* BEGIN Dataset excerpt *

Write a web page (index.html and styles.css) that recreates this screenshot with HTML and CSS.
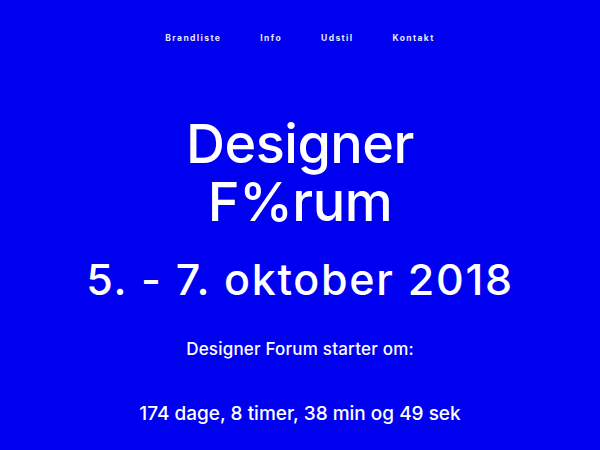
FILE: index.html
```
<!DOCTYPE html>
<html lang="da">
<head>
<meta charset="utf-8">
<title>Designer Forum</title>
<link rel="stylesheet" href="styles.css">
</head>
<body>
<nav class="nav">
  <a href="#">Brandliste</a>
  <a href="#">Info</a>
  <a href="#">Udstil</a>
  <a href="#">Kontakt</a>
</nav>
<main class="hero">
  <h1 class="title"><span class="line">Designer</span><span class="line">F%rum</span></h1>
  <p class="date">5. - 7. oktober 2018</p>
  <p class="lead">Designer Forum starter om:</p>
  <p class="count">174 dage, 8 timer, 38 min og 49 sek</p>
</main>
</body>
</html>
```
FILE: styles.css
```
html, body {
  margin: 0;
  padding: 0;
  background: #0000f0;
  color: #ffffff;
  font-family: Inter, "Liberation Sans", sans-serif;
}
body {
  width: 600px;
  height: 450px;
  overflow: hidden;
}
.nav {
  display: flex;
  justify-content: center;
  gap: 39px;
  padding-top: 33px;
  font-size: 8.5px;
  font-weight: 700;
  letter-spacing: 1.4px;
}
.nav a {
  color: #e8e8ff;
  text-decoration: none;
}
.hero {
  display: flex;
  flex-direction: column;
  align-items: center;
  text-align: center;
}
.title {
  margin: 72px 0 0;
  font-size: 54px;
  font-weight: 500;
  line-height: 58px;
  letter-spacing: -0.5px;
}
.line {
  display: block;
}
.date {
  margin: 23px 0 0;
  font-size: 43px;
  font-weight: 500;
  line-height: 50px;
  letter-spacing: 1.7px;
}
.lead {
  margin: 34px 0 0;
  font-size: 17px;
  font-weight: 500;
  line-height: 22px;
  letter-spacing: 0.2px;
}
.count {
  margin: 42px 0 0;
  font-size: 19px;
  font-weight: 500;
  line-height: 24px;
}
```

* END Dataset excerpt *

• _What you should do_
Reproduce the material above verbatim; omit every picture.

• _Solution_
Write a web page (index.html and styles.css) that recreates this screenshot with HTML and CSS.
FILE: index.html
```
<!DOCTYPE html>
<html lang="da">
<head>
<meta charset="utf-8">
<title>Designer Forum</title>
<link rel="stylesheet" href="styles.css">
</head>
<body>
<nav class="nav">
  <a href="#">Brandliste</a>
  <a href="#">Info</a>
  <a href="#">Udstil</a>
  <a href="#">Kontakt</a>
</nav>
<main class="hero">
  <h1 class="title"><span class="line">Designer</span><span class="line">F%rum</span></h1>
  <p class="date">5. - 7. oktober 2018</p>
  <p class="lead">Designer Forum starter om:</p>
  <p class="count">174 dage, 8 timer, 38 min og 49 sek</p>
</main>
</body>
</html>
```
FILE: styles.css
```
html, body {
  margin: 0;
  padding: 0;
  background: #0000f0;
  color: #ffffff;
  font-family: Inter, "Liberation Sans", sans-serif;
}
body {
  width: 600px;
  height: 450px;
  overflow: hidden;
}
.nav {
  display: flex;
  justify-content: center;
  gap: 39px;
  padding-top: 33px;
  font-size: 8.5px;
  font-weight: 700;
  letter-spacing: 1.4px;
}
.nav a {
  color: #e8e8ff;
  text-decoration: none;
}
.hero {
  display: flex;
  flex-direction: column;
  align-items: center;
  text-align: center;
}
.title {
  margin: 72px 0 0;
  font-size: 54px;
  font-weight: 500;
  line-height: 58px;
  letter-spacing: -0.5px;
}
.line {
  display: block;
}
.date {
  margin: 23px 0 0;
  font-size: 43px;
  font-weight: 500;
  line-height: 50px;
  letter-spacing: 1.7px;
}
.lead {
  margin: 34px 0 0;
  font-size: 17px;
  font-weight: 500;
  line-height: 22px;
  letter-spacing: 0.2px;
}
.count {
  margin: 42px 0 0;
  font-size: 19px;
  font-weight: 500;
  line-height: 24px;
}
```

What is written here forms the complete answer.